■ What to produce
What is needed is an exact copy of the lines from the line containing "The picture is" to the line containing "</set-list>", both lines included, and nothing else.
⁂
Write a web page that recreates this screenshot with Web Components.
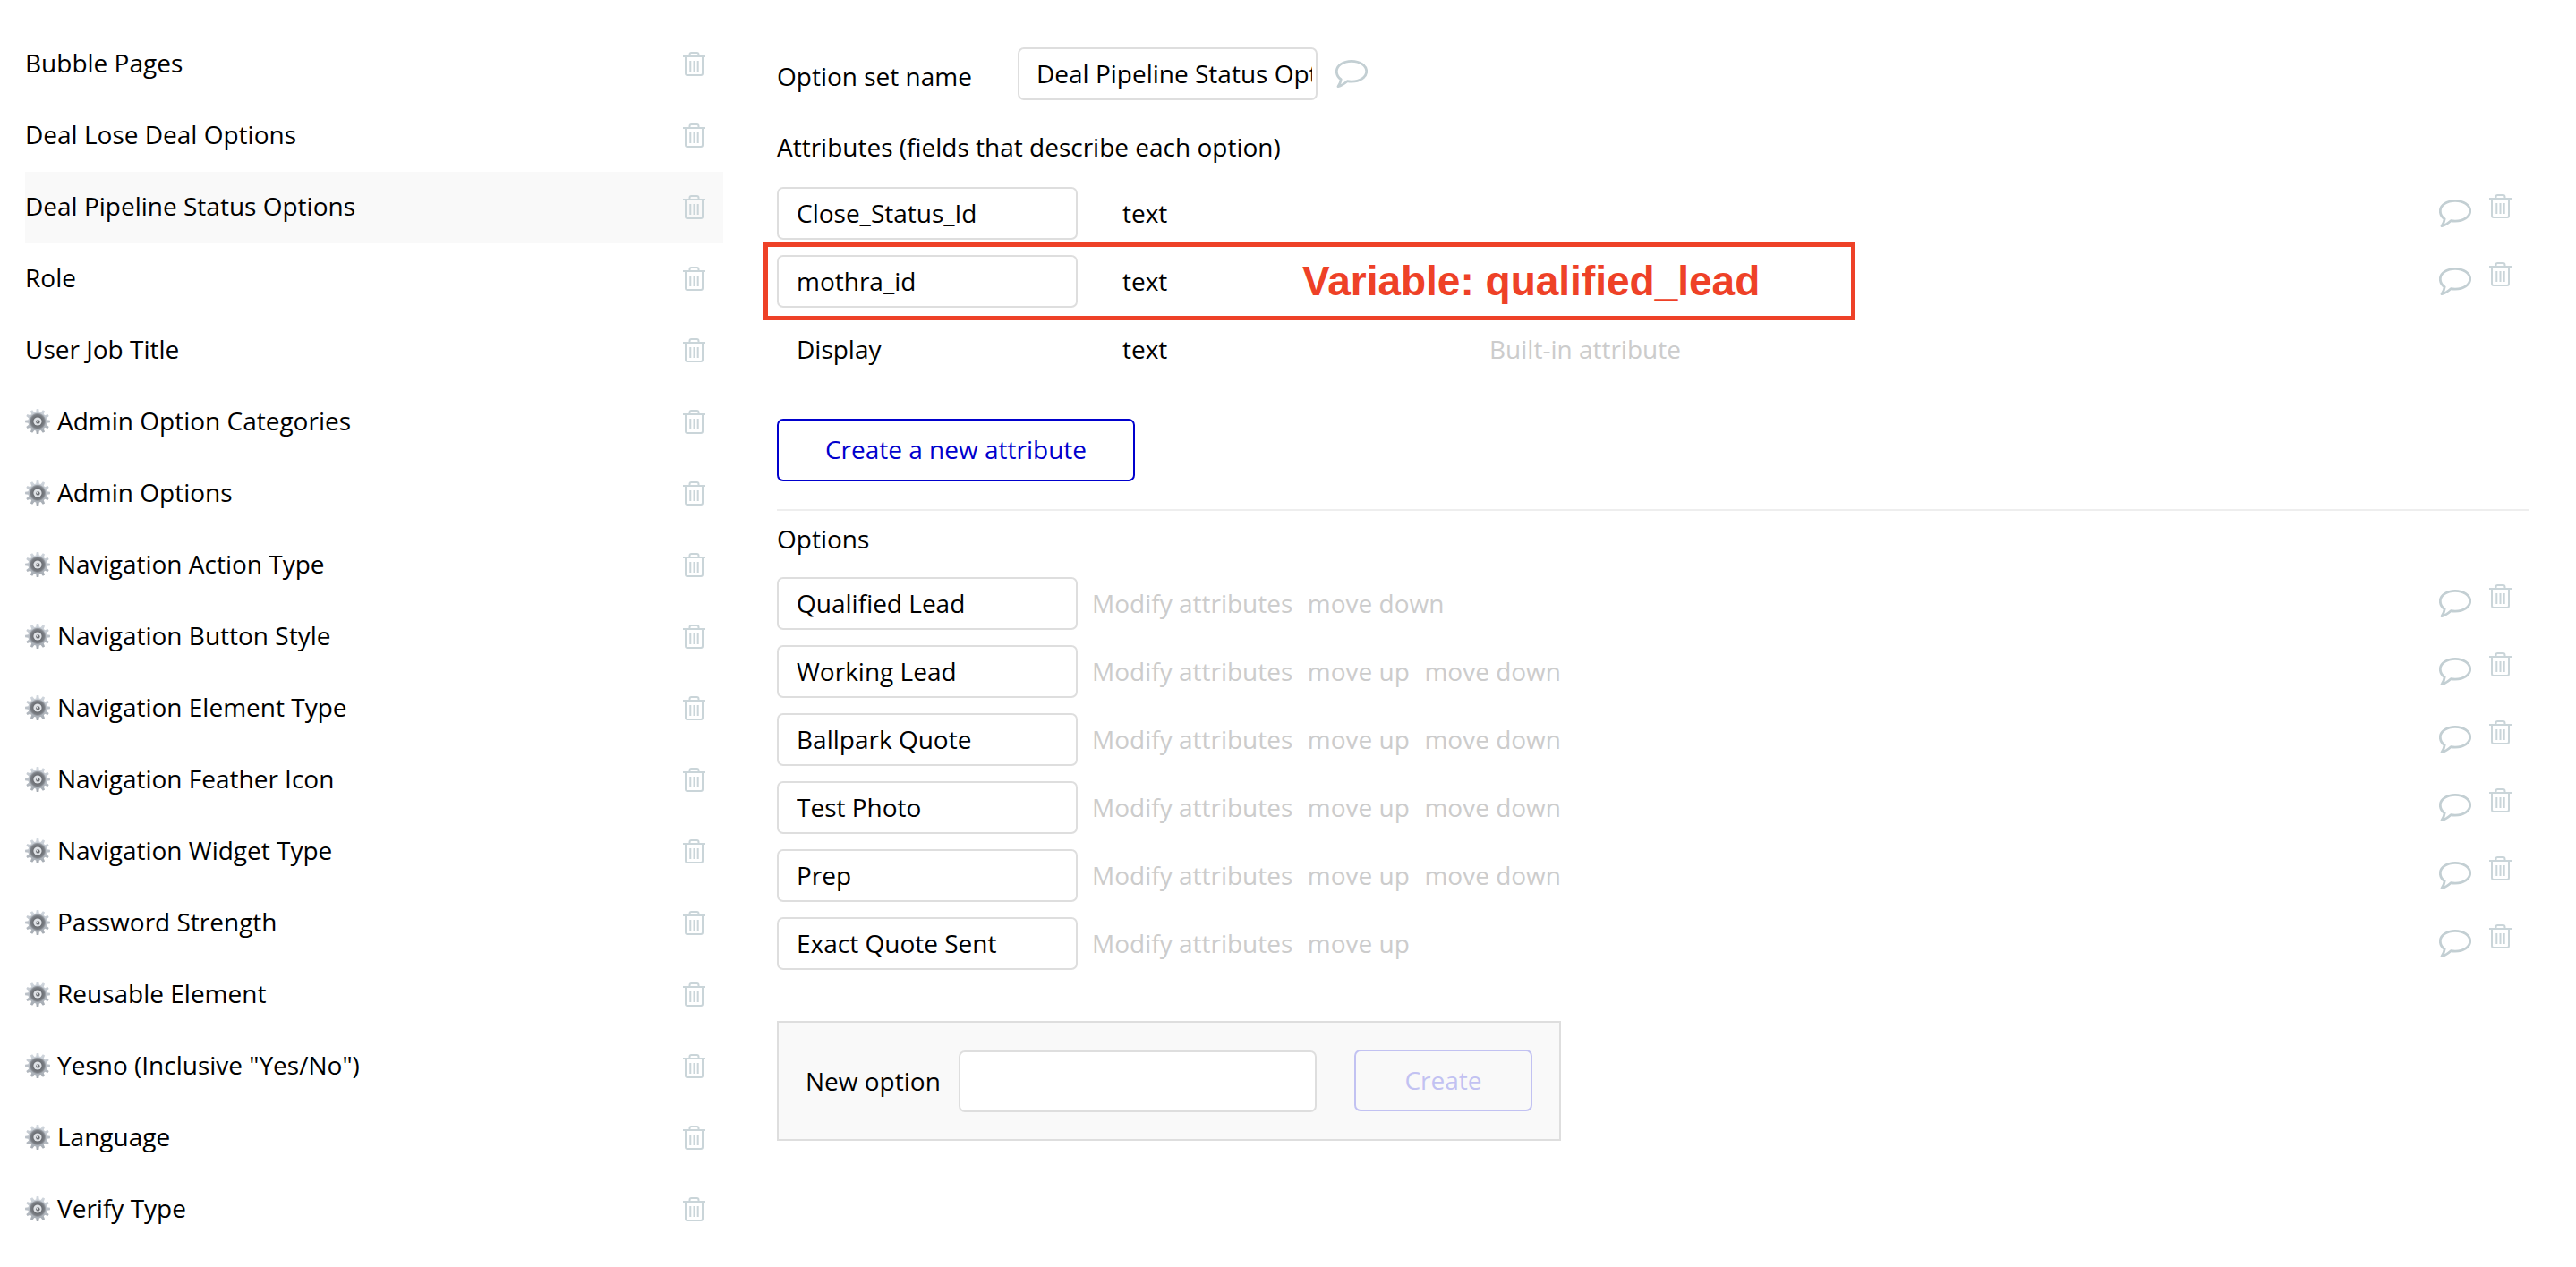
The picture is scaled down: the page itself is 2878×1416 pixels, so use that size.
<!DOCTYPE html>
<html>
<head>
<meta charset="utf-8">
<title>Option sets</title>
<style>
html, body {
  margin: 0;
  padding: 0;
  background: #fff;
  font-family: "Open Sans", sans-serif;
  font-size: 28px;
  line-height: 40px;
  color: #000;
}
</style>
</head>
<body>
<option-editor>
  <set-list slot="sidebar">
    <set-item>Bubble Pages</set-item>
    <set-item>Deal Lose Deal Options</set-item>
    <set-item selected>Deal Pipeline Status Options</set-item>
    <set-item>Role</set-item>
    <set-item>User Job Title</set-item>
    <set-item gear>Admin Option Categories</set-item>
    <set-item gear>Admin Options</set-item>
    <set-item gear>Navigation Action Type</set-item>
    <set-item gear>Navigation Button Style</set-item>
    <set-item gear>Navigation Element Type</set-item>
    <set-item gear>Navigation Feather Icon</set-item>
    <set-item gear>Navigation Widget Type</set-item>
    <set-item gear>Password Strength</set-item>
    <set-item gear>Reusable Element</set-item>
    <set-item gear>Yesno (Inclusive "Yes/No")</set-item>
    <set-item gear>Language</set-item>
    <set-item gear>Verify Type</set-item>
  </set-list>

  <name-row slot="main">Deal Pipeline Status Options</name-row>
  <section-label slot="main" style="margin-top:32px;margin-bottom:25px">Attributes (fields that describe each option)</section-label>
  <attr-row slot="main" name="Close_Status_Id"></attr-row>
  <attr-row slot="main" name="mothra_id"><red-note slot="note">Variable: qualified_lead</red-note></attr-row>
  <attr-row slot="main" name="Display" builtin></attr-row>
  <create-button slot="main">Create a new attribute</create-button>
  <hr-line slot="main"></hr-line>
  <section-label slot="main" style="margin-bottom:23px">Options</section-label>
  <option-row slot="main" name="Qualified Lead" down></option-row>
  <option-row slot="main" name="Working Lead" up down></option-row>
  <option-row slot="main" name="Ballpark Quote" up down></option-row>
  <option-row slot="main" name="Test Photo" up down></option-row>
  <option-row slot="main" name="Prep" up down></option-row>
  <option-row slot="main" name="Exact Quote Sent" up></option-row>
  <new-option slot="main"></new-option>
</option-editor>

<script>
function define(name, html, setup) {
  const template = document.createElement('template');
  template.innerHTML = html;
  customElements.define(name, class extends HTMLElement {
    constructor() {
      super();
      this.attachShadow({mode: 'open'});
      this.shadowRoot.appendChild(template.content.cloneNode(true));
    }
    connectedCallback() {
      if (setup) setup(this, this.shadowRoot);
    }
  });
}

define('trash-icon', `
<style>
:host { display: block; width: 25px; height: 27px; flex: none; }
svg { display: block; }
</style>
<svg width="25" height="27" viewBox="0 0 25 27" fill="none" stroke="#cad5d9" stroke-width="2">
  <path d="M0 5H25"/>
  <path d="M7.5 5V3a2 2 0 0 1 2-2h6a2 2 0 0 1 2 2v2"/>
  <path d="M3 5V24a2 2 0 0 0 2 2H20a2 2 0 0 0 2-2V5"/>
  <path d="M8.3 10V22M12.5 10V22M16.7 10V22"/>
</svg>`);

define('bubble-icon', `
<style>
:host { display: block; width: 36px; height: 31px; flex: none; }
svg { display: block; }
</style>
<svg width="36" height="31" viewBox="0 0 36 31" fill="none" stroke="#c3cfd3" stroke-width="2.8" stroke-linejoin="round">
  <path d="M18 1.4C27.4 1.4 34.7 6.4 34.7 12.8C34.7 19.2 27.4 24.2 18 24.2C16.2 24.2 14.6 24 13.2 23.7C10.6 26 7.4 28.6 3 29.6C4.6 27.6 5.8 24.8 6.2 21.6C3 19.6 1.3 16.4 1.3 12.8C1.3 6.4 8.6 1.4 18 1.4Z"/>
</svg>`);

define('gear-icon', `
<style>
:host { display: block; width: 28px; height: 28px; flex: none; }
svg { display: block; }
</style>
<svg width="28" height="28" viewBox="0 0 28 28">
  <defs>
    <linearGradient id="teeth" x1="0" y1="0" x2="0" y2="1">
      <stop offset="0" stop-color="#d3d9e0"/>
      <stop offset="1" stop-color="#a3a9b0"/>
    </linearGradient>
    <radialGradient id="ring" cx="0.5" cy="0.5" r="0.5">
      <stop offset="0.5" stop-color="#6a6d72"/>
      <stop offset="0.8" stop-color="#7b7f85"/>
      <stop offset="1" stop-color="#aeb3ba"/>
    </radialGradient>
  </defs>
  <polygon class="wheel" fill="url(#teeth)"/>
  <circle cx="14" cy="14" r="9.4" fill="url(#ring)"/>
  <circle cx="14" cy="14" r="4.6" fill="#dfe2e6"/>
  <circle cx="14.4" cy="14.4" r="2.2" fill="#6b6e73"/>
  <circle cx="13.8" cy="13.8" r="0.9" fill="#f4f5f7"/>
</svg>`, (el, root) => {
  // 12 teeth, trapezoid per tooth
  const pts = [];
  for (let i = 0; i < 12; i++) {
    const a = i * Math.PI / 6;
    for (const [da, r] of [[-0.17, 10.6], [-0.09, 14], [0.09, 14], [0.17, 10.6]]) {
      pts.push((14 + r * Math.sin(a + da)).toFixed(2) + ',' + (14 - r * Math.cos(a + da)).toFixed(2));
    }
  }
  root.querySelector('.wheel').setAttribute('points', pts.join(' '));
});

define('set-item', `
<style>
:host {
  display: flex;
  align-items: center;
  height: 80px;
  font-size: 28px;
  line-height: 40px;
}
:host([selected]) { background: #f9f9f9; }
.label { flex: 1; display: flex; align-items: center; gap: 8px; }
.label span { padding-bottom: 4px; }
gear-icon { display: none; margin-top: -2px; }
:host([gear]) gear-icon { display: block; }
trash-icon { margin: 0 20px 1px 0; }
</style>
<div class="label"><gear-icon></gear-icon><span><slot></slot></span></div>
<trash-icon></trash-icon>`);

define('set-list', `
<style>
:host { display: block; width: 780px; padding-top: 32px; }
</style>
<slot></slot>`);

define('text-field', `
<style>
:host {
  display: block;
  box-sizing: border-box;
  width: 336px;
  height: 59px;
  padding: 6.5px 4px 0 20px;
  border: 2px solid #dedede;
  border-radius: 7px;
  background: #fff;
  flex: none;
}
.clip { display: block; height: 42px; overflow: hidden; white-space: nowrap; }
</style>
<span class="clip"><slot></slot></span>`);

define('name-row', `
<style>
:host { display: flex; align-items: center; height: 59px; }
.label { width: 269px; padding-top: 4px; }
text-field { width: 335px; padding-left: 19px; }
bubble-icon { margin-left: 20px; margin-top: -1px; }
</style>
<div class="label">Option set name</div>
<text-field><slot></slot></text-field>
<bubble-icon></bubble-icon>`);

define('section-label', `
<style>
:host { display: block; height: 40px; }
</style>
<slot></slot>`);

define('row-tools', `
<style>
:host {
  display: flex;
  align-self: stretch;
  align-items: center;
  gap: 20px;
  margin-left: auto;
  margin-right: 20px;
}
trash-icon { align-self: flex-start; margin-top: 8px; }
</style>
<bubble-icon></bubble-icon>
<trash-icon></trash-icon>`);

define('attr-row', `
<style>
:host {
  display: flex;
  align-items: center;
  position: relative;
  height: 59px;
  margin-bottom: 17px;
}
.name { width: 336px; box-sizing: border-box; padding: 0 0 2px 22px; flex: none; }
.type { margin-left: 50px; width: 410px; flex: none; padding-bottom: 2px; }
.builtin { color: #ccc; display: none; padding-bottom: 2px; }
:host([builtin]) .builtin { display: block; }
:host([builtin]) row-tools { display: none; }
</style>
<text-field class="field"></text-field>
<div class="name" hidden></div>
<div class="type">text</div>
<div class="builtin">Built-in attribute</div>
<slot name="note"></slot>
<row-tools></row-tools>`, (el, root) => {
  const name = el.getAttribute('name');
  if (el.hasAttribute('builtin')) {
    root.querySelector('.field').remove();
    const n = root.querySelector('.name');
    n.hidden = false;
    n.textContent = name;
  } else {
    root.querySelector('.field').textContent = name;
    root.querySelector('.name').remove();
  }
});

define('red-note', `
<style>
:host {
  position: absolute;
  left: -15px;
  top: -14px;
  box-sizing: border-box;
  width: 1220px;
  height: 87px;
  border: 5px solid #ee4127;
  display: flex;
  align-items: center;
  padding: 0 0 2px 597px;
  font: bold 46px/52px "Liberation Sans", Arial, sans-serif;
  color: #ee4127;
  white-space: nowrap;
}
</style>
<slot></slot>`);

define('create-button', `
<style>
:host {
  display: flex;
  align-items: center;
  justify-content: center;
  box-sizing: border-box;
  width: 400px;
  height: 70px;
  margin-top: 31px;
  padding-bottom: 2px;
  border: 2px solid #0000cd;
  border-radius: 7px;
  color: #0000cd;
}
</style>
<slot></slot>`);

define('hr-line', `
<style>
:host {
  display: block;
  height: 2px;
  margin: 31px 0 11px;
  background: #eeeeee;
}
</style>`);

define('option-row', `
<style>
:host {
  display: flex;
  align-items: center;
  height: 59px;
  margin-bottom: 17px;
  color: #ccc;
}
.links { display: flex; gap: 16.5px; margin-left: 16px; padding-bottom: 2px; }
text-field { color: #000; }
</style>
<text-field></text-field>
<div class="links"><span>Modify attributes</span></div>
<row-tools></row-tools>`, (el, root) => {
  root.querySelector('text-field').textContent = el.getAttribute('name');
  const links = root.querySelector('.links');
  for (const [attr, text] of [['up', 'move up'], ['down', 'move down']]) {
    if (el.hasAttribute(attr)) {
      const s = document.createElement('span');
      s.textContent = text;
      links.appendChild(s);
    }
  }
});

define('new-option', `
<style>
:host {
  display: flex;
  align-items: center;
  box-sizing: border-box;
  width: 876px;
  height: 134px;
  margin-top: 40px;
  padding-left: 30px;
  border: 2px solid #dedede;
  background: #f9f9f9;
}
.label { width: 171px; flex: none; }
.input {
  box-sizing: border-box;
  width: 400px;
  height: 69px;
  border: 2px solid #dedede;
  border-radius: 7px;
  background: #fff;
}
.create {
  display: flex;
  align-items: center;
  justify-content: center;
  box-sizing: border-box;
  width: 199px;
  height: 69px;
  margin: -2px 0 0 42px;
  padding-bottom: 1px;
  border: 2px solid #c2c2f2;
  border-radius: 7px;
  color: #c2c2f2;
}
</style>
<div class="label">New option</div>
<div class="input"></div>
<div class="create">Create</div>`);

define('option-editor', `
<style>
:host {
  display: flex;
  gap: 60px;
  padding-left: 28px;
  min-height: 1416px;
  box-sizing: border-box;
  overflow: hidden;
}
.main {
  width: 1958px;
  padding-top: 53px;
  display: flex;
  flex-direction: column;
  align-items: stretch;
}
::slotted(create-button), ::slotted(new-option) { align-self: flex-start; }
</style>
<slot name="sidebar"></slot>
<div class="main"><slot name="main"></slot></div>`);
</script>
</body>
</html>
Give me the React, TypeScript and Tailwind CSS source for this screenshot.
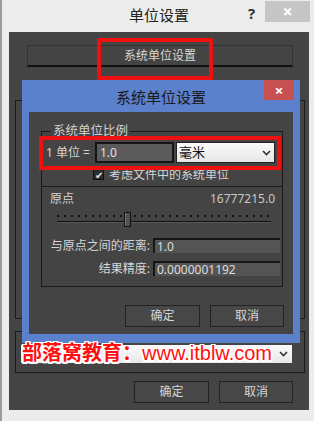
⁂
■ Reply
The picture is scaled down: the page itself is 2878×1416 pixels, so use that size.
<!DOCTYPE html>
<html>
<head>
<meta charset="utf-8">
<title>Option sets</title>
<style>
html, body {
  margin: 0;
  padding: 0;
  background: #fff;
  font-family: "Open Sans", sans-serif;
  font-size: 28px;
  line-height: 40px;
  color: #000;
}
</style>
</head>
<body>
<option-editor>
  <set-list slot="sidebar">
    <set-item>Bubble Pages</set-item>
    <set-item>Deal Lose Deal Options</set-item>
    <set-item selected>Deal Pipeline Status Options</set-item>
    <set-item>Role</set-item>
    <set-item>User Job Title</set-item>
    <set-item gear>Admin Option Categories</set-item>
    <set-item gear>Admin Options</set-item>
    <set-item gear>Navigation Action Type</set-item>
    <set-item gear>Navigation Button Style</set-item>
    <set-item gear>Navigation Element Type</set-item>
    <set-item gear>Navigation Feather Icon</set-item>
    <set-item gear>Navigation Widget Type</set-item>
    <set-item gear>Password Strength</set-item>
    <set-item gear>Reusable Element</set-item>
    <set-item gear>Yesno (Inclusive "Yes/No")</set-item>
    <set-item gear>Language</set-item>
    <set-item gear>Verify Type</set-item>
  </set-list>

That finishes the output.